What can fiction accomplish in real life? I look at the numbers above and wonder about their significance. I had a great night writing, even chatted briefly on IM with another buddy who was also doing some research. Oh, yes, I'm a research junkie. You give me an obscure question and I'll rip up Google trying to find the answers, or come close. Tonight, though, as I enjoy the creative process, my heart is a bit heavy.
This afternoon about 4:30, a police car pulled up behind one of our cars out front (not ours really, it belongs to a friend and he's leaving it with us for now, but that's not part of this story). Then a maroon SUV pulled up just past our mailbox. A young black woman left the SUV and approached our neighbor's house. She clutched a few papers and wore a phone headset. A police officer followed her.
My husband heard the scream. I didn't. But he said it was one of those things he'll never forget.
"No, that's my baby!" The teen mother let out a shriek.
I saw the Child Protective Services worker carry the child, maybe 18 months old, to the maroon SUV. The baby was blonde, cute as a proverbial button, and wore a pink outfit. The CPS worker strapped her into a car seat. Then she and the officer conversed for a moment. I found my glass of tea, and then found my discreet spot at my bathroom window*.
Now Patty was outside talking to the CPS worker. Patty lives next door. It's a rather complicated family. The baby belongs to Patty's boyfriend's teenage daughter. She visits next door sometimes, but I'm not totally sure of the living arrangements. Theirs is a case of "yours and mine," a forty-something couple living together with a gaggle of kids, ranging from ages seven or eight to fifteen or sixteen. I can't keep them all sorted out, but I think at least seven kids live next door. At one point, Patty had kicked out her boyfriend and his posse of offspring. Now, two weeks later, they're back together.
How can my fiction help them? How could a story help them? This is something I'm trying to figure out. I want to reach out somehow but they are a very proud family--their utilities have sometimes been shut off.
Quite frankly, I'm tired. My husband and I know a couple who's needed much counseling and prayer in the past year, and I feel like I've been drained of what I have to give. The thought of pouring out to someone else makes me want to go into a corner and curl up.
Somehow writing with an audience "out there" in mind is easier (I know, I was talking about kicking cabinets the other day). But someone next door needs help, too.

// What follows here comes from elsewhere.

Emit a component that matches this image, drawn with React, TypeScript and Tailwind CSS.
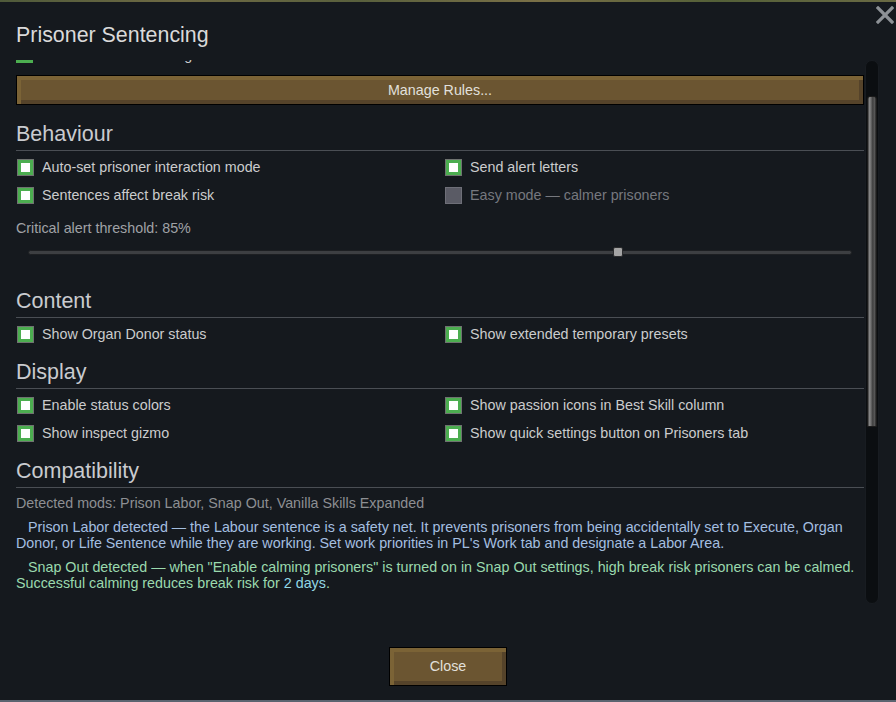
import type { ReactNode } from 'react'

function Box({ on = true, disabled = false }: { on?: boolean; disabled?: boolean }) {
    if (disabled) {
        return <span className="ml-px w-[17px] h-[17px] shrink-0 border border-[#6e6f78] bg-[#5a5b65]" />
    }
    return (
        <span className="ml-px w-[17px] h-[17px] shrink-0 border border-[#6f7370] bg-[#4cae50] flex items-center justify-center">
            {on && <span className="w-[9px] h-[9px] bg-white" />}
        </span>
    )
}

function Row({ label, disabled = false }: { label: string; disabled?: boolean }) {
    return (
        <div className="h-7 flex items-center gap-2">
            <Box disabled={disabled} />
            <span className={disabled ? 'text-[#76787e]' : 'text-[#cbcccd]'}>{label}</span>
        </div>
    )
}

function Section({ title, className = '', children }: { title: string; className?: string; children?: ReactNode }) {
    return (
        <div className={className}>
            <div className="text-[21.5px] leading-[26px] text-[#c9cbcf]">{title}</div>
            <div className="mt-[3px] h-px bg-[#4a4e54]" />
            {children}
        </div>
    )
}

function Pair({ left, right }: { left: ReactNode; right: ReactNode }) {
    return (
        <div className="grid grid-cols-[428px_1fr]">
            {left}
            {right}
        </div>
    )
}

function RimButton({ label, className = '' }: { label: string; className?: string }) {
    return (
        <button
            className={`border border-black bg-[#6b5531] text-[14.3px] text-[#e2e0dc] shadow-[inset_4px_4px_0_#7b6336,inset_-4px_-4px_0_#55432a] flex items-center justify-center ${className}`}
        >
            {label}
        </button>
    )
}

export default function App() {
    return (
        <div className="w-[896px] h-[702px] bg-[#15191e] flex flex-col relative overflow-hidden font-['Liberation_Sans',Arial,sans-serif] text-[14.3px]">
            {/* map texture peeking above the window */}
            <div className="h-[2px] bg-[linear-gradient(90deg,#4f5a3a,#6f6a44_20%,#59603d_40%,#7a7047_60%,#546038_80%,#6a6a44)]" />

            {/* Title */}
            <div className="h-[58px] px-4 pt-5">
                <div className="text-[21.4px] leading-[26px] text-[#dadada]">Prisoner Sentencing</div>
            </div>

            {/* Scroll view */}
            <div className="h-[544px] pl-4 flex">
                <div className="w-[848px] overflow-hidden leading-5">
                    {/* row scrolled out of view */}
                    <div className="-mt-[14px] h-[17px] flex items-center gap-2">
                        <span className="w-[17px] h-[17px] bg-[#4cae50]" />
                        <span className="ml-px text-[#cbcccd]">Enable auto-sentencing</span>
                    </div>

                    <RimButton label="Manage Rules..." className="mt-3 w-full h-[30px]" />

                    <Section title="Behaviour" className="mt-4">
                        <div className="mt-[2px]">
                            <Pair left={<Row label="Auto-set prisoner interaction mode" />} right={<Row label="Send alert letters" />} />
                            <Pair
                                left={<Row label="Sentences affect break risk" />}
                                right={<Row label="Easy mode — calmer prisoners" disabled />}
                            />
                        </div>
                        <div className="mt-[9px] h-5 text-[#a0a2a6]">Critical alert threshold: 85%</div>
                        <div className="mt-[6px] h-4 px-3 flex items-center">
                            <div className="relative w-full h-[5px] rounded-full bg-[#3d3f42] border border-[#1d1f22]">
                                <div className="absolute left-[584px] top-1/2 -translate-y-1/2 w-[10px] h-[10px] rounded-[2px] bg-[#a4a4a4] border border-[#2b2c2e]" />
                            </div>
                        </div>
                    </Section>

                    <Section title="Content" className="mt-[28px]">
                        <div className="mt-[2px]">
                            <Pair left={<Row label="Show Organ Donor status" />} right={<Row label="Show extended temporary presets" />} />
                        </div>
                    </Section>

                    <Section title="Display" className="mt-[11px]">
                        <div className="mt-[2px]">
                            <Pair left={<Row label="Enable status colors" />} right={<Row label="Show passion icons in Best Skill column" />} />
                            <Pair left={<Row label="Show inspect gizmo" />} right={<Row label="Show quick settings button on Prisoners tab" />} />
                        </div>
                    </Section>

                    <Section title="Compatibility" className="mt-[11px]">
                        <div className="mt-[5px] h-5 text-[#8d8f93]">Detected mods: Prison Labor, Snap Out, Vanilla Skills Expanded</div>
                        <p className="mt-[6px] leading-4 indent-3 text-[#a4bfe0]">
                            Prison Labor detected — the Labour sentence is a safety net. It prevents prisoners from being accidentally set to Execute, Organ
                            Donor, or Life Sentence while they are working. Set work priorities in PL's Work tab and designate a Labor Area.
                        </p>
                        <p className="mt-2 leading-4 indent-3 text-[#9bdaae]">
                            Snap Out detected — when "Enable calming prisoners" is turned on in Snap Out settings, high break risk prisoners can be calmed.
                            Successful calming reduces break risk for <span className="text-[#92d6e4]">2 days</span>.
                        </p>
                    </Section>
                </div>

                {/* Scrollbar */}
                <div className="ml-px w-[14px] h-full rounded-full bg-[#0b0e11] border border-[#181c21] flex flex-col items-center pt-[35px]">
                    <div className="w-[10px] h-[331px] rounded-t-[3px] border border-[#1c1c1c] bg-[linear-gradient(90deg,#3a3a3a,#8a8a8a_20%,#666_40%,#3e3e3e_60%,#5a5a5a_80%,#262626)]" />
                </div>
            </div>

            {/* Footer */}
            <div className="flex-1 flex justify-center pt-[43px]">
                <RimButton label="Close" className="w-[118px] h-[39px]" />
            </div>
            <div className="h-[2px] bg-[#5b6470]" />

            {/* Close X */}
            <svg className="absolute left-[876px] top-[6px]" width="18" height="18" viewBox="0 0 18 18">
                <path d="M2 2 L16 16 M16 2 L2 16" stroke="#8d9196" strokeWidth="3.2" strokeLinecap="square" />
            </svg>
        </div>
    )
}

Lately at church we've been talking about basic things. Prayer. Bible study. Fellowship. Service. I could simply tell Patty and Company, "Y'all need Jesus, " something which many who don't believe as I do might interpret as, "You need to go to church." But it's much more than that. I wouldn't dream of someone trying to seek answers from a group, or a "club." I can only tell her what Jesus has done for me and it's up to her what she does from there. Witnessing outright has never come easily for me, I'm sad to admit.
I can tell, too, that I need a recharge after the exhausting couple. No wonder Jesus was always going off to pray. People and their problems can suck the energy out of someone. I can't change people. I can't solve their problems for them. I can't "make" them believe. I can only learn to set boundaries and point them in the right direction (and keep writing).
*After writing this, I realize how voyeuristic I sound. But I'm a people watcher. I can't help it. Really. As much as they drive me nuts and I'd love to be a hermit sometimes, I do care about people.